I held the paring knife up in midair. “You’re not coming home, are you?” I asked.
“I’m afraid not for awhile.”
“But I made plans to go to the football game tonight.”
“I’m sorry, Cat. I really need you to stay with Mom.”
I slammed the knife down to the cutting board. “Fine,” I said, and hung up.
“Dr. Tierney working late?” Billie asked.
“Yes,” I said, chopping tomatoes more violently than normal. Then I got an idea. “Hey, Billie, are you busy tonight?”
She dropped the towel on the counter, looked at me over the top of her reading glasses. “Your daddy hired me to help your mama during the day.” She glanced at her watch. “It’s already past five. I’ve gotta help Earl castrate cows in the morning, and then we’ve gotta move some hay. These old bones need to get in bed early tonight.” She pointed a thick finger at me. “And you need to stay here and do what your daddy asked you do to.”
I slid the tomatoes into the salad bowl. “Fine.”
This first page does a good job of introducing us to the facts of Cat’s home life in one short scene: the obstetrician father, the hired care-giver, and Cat – who must give up a regular teenage life to take care of her mother. There are a few lines here that could be thrown out, because they tell us something we can see for ourselves. We don’t need … wishing for the millionth time that my dad had a normal job. Something predictable, nine to five … because that comes across in their conversation. Ditto the sentence Then I got an idea.

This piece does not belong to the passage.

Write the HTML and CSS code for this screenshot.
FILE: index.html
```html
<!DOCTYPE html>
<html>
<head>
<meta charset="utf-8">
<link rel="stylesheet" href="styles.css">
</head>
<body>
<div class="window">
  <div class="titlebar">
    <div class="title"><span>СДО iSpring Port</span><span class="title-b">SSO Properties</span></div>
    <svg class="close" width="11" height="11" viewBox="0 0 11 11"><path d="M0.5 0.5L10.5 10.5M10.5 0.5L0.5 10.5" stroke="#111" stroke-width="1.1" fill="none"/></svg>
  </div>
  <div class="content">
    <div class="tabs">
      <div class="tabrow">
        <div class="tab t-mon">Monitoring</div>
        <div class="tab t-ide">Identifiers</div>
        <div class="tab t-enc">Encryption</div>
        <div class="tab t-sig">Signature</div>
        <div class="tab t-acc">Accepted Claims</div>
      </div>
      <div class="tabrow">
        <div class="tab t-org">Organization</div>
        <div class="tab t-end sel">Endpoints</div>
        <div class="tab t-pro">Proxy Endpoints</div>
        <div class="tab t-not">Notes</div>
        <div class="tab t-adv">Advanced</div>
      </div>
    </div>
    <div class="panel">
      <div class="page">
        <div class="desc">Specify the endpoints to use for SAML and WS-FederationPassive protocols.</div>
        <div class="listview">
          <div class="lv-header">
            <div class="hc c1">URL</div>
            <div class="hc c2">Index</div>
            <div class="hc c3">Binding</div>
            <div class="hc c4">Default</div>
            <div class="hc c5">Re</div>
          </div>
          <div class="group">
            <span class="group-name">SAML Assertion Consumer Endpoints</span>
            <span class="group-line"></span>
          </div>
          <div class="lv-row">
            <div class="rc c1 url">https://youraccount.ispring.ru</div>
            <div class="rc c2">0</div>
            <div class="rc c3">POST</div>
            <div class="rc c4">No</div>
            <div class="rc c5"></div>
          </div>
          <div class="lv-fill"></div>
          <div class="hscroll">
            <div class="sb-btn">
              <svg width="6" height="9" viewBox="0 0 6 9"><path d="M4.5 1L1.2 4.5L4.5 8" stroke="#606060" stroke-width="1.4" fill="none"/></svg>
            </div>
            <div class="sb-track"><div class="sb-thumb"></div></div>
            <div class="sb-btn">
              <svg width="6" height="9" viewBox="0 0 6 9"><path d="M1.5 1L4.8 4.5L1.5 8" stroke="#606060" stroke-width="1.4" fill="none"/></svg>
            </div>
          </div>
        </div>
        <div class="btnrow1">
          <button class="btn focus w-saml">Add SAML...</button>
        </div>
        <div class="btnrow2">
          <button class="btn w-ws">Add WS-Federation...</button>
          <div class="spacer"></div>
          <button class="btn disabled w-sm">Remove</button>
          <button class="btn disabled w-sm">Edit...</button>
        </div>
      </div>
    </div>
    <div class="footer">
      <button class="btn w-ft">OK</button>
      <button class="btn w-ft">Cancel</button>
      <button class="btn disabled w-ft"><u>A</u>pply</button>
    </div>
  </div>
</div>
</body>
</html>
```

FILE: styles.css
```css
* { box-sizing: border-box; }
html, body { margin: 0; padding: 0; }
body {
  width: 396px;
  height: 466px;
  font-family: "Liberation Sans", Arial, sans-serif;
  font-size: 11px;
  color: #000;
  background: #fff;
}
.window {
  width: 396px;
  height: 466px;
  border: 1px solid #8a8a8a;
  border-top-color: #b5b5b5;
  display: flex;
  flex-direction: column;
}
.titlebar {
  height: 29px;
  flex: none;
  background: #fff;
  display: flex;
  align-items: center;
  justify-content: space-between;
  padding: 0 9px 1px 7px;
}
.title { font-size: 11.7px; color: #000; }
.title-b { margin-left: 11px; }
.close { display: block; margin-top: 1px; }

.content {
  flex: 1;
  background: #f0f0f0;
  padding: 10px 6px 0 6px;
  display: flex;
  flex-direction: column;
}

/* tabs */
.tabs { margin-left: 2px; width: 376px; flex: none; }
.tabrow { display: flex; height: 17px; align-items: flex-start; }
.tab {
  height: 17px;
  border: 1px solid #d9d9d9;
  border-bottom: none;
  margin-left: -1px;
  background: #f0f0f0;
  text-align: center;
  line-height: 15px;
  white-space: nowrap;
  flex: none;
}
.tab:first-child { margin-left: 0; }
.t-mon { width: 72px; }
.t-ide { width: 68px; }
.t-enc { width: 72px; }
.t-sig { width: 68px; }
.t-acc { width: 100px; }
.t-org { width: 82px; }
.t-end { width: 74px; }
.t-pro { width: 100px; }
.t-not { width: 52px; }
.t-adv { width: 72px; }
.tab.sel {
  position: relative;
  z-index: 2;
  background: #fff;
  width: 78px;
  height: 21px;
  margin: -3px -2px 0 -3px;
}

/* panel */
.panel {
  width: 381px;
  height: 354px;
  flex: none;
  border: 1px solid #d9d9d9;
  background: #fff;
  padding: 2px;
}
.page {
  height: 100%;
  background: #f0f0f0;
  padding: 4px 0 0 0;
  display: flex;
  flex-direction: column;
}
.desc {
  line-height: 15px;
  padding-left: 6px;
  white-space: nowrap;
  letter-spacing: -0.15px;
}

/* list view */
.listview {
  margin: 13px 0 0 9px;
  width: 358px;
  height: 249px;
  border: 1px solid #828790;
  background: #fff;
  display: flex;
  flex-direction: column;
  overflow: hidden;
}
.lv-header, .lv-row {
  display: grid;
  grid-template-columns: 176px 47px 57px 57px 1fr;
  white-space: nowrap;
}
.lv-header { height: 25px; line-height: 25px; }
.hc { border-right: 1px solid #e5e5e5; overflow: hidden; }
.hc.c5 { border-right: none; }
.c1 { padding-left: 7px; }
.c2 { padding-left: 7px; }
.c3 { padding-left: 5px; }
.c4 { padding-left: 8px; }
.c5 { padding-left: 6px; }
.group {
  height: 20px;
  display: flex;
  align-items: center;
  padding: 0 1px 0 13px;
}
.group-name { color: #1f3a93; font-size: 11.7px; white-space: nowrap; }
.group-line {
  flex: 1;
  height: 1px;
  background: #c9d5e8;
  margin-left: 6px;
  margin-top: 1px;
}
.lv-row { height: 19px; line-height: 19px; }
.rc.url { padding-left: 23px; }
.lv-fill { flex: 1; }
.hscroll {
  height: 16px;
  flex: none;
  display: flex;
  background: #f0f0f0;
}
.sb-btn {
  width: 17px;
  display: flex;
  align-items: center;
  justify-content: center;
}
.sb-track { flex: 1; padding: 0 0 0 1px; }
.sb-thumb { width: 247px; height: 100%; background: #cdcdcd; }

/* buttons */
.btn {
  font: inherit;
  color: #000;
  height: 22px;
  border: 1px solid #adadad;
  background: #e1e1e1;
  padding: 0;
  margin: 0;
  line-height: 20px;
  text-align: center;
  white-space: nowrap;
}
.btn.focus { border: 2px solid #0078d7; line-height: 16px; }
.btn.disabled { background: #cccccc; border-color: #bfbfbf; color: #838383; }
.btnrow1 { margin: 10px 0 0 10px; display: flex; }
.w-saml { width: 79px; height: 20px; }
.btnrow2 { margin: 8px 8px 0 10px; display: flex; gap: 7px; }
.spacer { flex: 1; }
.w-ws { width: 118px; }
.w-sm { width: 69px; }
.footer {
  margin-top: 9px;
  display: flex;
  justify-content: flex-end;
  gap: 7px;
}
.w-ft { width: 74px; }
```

I was struck by the fact that no one shows any empathy towards the mother on this page. It’s like she’s a chore. I’m assuming the mother is an invalid who needs round-the-clock care, which makes Cat’s attitude — hanging up on her father and slamming the knife on the cutting board — seem self-centered. Of course, maybe the situation is different. Maybe the mother is an alcoholic/drug addict who has to be “watched” all the time, which makes the “babysitting” comment and Cat’s resentment more understandable. Or maybe the burden on Cat is unreasonable. But since we don’t know this yet our tendency is to think Cat’s being selfish, which probably isn’t the first impression you want her to make.
I suggest changing the emotional tone to more disappointment and less anger. Make it plain this is the umpteenth time Cat’s plans have been cancelled. Save her temper for a later scene, after we’ve had a chance to bond with her. On the first page, I think you have to enlist our sympathy.

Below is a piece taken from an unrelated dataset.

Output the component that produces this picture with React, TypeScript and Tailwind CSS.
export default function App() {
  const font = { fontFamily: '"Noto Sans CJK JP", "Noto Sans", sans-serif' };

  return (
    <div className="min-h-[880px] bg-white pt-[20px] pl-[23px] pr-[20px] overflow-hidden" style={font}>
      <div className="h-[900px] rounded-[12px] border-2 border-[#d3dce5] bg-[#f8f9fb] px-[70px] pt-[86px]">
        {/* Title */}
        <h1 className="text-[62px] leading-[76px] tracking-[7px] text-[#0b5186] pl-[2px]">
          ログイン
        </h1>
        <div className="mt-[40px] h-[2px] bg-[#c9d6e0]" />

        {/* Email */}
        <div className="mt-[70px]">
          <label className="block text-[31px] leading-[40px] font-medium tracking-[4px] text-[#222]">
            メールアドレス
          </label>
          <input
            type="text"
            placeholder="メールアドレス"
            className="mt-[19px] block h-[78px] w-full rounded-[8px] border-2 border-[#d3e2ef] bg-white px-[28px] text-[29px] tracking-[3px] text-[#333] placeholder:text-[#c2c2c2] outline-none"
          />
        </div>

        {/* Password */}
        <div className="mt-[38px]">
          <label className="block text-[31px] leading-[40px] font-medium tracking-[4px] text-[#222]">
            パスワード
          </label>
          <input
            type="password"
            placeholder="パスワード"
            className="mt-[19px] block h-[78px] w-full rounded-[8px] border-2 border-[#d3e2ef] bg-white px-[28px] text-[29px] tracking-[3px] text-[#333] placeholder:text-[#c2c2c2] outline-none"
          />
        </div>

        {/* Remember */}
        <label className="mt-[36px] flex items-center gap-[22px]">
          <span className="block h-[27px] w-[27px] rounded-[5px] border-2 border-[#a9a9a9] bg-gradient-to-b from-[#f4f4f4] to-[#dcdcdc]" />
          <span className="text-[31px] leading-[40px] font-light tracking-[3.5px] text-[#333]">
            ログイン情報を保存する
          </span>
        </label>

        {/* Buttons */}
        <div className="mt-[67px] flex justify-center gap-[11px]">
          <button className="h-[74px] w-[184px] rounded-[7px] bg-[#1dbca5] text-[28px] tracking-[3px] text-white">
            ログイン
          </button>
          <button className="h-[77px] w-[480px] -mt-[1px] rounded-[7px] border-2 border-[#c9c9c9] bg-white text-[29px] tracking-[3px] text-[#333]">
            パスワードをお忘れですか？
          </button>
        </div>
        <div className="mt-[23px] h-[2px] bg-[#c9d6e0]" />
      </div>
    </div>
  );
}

Likewise, Billie’s response could use tweaking. First, she gives an answer that is cold and business-like: Your daddy hired me to help your mama during the day. Then she provides a perfectly reasonable excuse for why she can’t stay late. Since Billie has already stayed past five o’clock to help Cat prepare supper, I assume she is a caring person. Therefore, why not make her response show that from the start? Something like, You know I’d help you if I could, but Earl needs me on the farm and I’ve already stayed longer than I should.